Defendant argues that mental problems found by the sanity commission along with the sexual nature of the charges interfered with his ability to comprehend the factual and legal issues of the case to such an extent as to prevent him from effectively assisting his counsel.

A defendant is presumed sane, and he has the burden of proving by a clear preponderance of the evidence that he is incompetent to stand trial. La.R.S. 15:432, State v. Brown, 414 So.2d 689 (La.1982); State v. Herring, 527 So.2d 379 (La.App. 4th Cir.1988). The trial court’s determination of a defendant’s mental capacity is entitled to great weight, and it will not be disturbed unless manifestly erroneous. State v. Perry, 502 So.2d 543 (La.1986) cert. denied 484 U.S. 872, 108 S.Ct. 205, 98 L.Ed.2d 156 (1987).

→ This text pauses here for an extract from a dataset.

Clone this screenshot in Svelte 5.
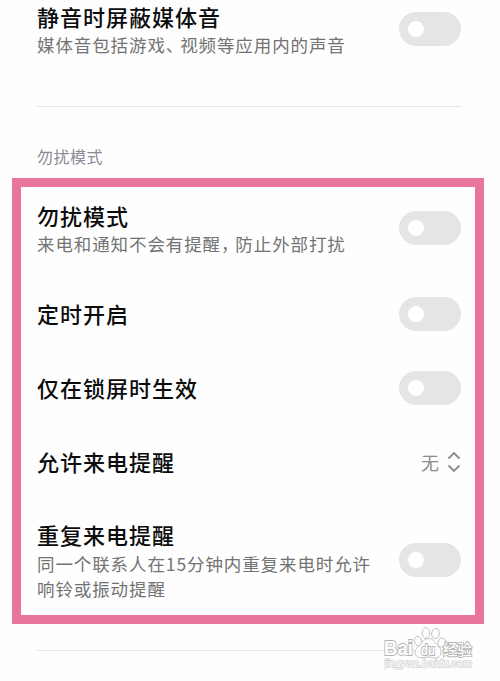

It does not appear the trial court erred in finding defendant competent to stand trial. Defendant failed to prove by a clear preponderance of the evidence that he lacked the ability to understand the charges against him or to assist in his defense. This assignment of error is without merit.

Defendant did not brief two assignments of error and thus they are deemed abandoned. Uniform Rules-Courts of Appeal, Rule 2-12.4. Pro se assignments of error were filed but no pro se brief, and thus they too are deemed abandoned. Id.

Accordingly, defendant’s conviction on all twelve counts is affirmed and his sentences vacated and the case remanded for resentencing.

CONVICTIONS AFFIRMED, SENTENCES VACATED, REMANDED FOR RESENTENCING.